WHAT THIS TASK INVOLVES ->
Write out each line that follows exactly as it stands, without the pictures.

◇ ◇ ◇

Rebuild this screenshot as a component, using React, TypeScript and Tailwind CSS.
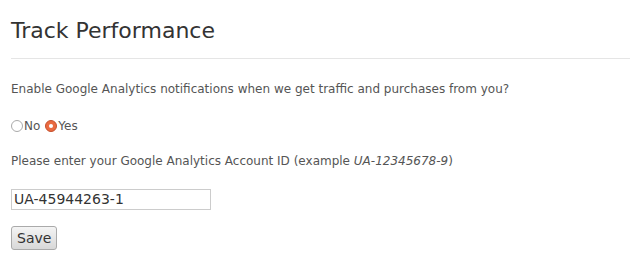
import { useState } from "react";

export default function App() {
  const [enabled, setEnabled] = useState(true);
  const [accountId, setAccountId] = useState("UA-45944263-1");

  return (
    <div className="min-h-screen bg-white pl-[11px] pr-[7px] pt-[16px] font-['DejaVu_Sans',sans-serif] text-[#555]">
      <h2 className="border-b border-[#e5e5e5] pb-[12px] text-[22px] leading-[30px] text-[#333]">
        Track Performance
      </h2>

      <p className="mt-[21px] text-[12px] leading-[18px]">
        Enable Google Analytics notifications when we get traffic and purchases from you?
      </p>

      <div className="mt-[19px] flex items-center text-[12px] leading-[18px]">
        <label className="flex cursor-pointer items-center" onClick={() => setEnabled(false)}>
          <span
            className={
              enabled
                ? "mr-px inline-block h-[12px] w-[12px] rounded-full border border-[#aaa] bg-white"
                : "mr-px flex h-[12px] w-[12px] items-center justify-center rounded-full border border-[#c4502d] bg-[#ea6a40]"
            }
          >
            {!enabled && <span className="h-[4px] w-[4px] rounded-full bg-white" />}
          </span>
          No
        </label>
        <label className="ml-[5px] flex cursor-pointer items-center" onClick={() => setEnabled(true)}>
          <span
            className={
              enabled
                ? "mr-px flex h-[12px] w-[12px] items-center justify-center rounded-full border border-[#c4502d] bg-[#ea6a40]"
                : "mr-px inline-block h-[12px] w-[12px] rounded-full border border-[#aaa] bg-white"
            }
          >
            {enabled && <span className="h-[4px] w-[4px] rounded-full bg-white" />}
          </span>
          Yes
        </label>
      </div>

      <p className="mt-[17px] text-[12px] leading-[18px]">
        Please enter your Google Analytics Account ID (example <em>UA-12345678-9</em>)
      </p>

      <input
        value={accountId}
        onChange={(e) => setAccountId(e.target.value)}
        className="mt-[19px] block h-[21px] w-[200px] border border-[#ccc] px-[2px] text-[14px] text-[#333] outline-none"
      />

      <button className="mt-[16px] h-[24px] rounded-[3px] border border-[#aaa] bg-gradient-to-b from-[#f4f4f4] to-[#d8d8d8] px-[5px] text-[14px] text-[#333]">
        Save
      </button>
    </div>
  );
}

◇ ◇ ◇

CORRECT OUTPUT ->
Rebuild this screenshot as a component, using React, TypeScript and Tailwind CSS.
import { useState } from "react";

export default function App() {
  const [enabled, setEnabled] = useState(true);
  const [accountId, setAccountId] = useState("UA-45944263-1");

  return (
    <div className="min-h-screen bg-white pl-[11px] pr-[7px] pt-[16px] font-['DejaVu_Sans',sans-serif] text-[#555]">
      <h2 className="border-b border-[#e5e5e5] pb-[12px] text-[22px] leading-[30px] text-[#333]">
        Track Performance
      </h2>

      <p className="mt-[21px] text-[12px] leading-[18px]">
        Enable Google Analytics notifications when we get traffic and purchases from you?
      </p>

      <div className="mt-[19px] flex items-center text-[12px] leading-[18px]">
        <label className="flex cursor-pointer items-center" onClick={() => setEnabled(false)}>
          <span
            className={
              enabled
                ? "mr-px inline-block h-[12px] w-[12px] rounded-full border border-[#aaa] bg-white"
                : "mr-px flex h-[12px] w-[12px] items-center justify-center rounded-full border border-[#c4502d] bg-[#ea6a40]"
            }
          >
            {!enabled && <span className="h-[4px] w-[4px] rounded-full bg-white" />}
          </span>
          No
        </label>
        <label className="ml-[5px] flex cursor-pointer items-center" onClick={() => setEnabled(true)}>
          <span
            className={
              enabled
                ? "mr-px flex h-[12px] w-[12px] items-center justify-center rounded-full border border-[#c4502d] bg-[#ea6a40]"
                : "mr-px inline-block h-[12px] w-[12px] rounded-full border border-[#aaa] bg-white"
            }
          >
            {enabled && <span className="h-[4px] w-[4px] rounded-full bg-white" />}
          </span>
          Yes
        </label>
      </div>

      <p className="mt-[17px] text-[12px] leading-[18px]">
        Please enter your Google Analytics Account ID (example <em>UA-12345678-9</em>)
      </p>

      <input
        value={accountId}
        onChange={(e) => setAccountId(e.target.value)}
        className="mt-[19px] block h-[21px] w-[200px] border border-[#ccc] px-[2px] text-[14px] text-[#333] outline-none"
      />

      <button className="mt-[16px] h-[24px] rounded-[3px] border border-[#aaa] bg-gradient-to-b from-[#f4f4f4] to-[#d8d8d8] px-[5px] text-[14px] text-[#333]">
        Save
      </button>
    </div>
  );
}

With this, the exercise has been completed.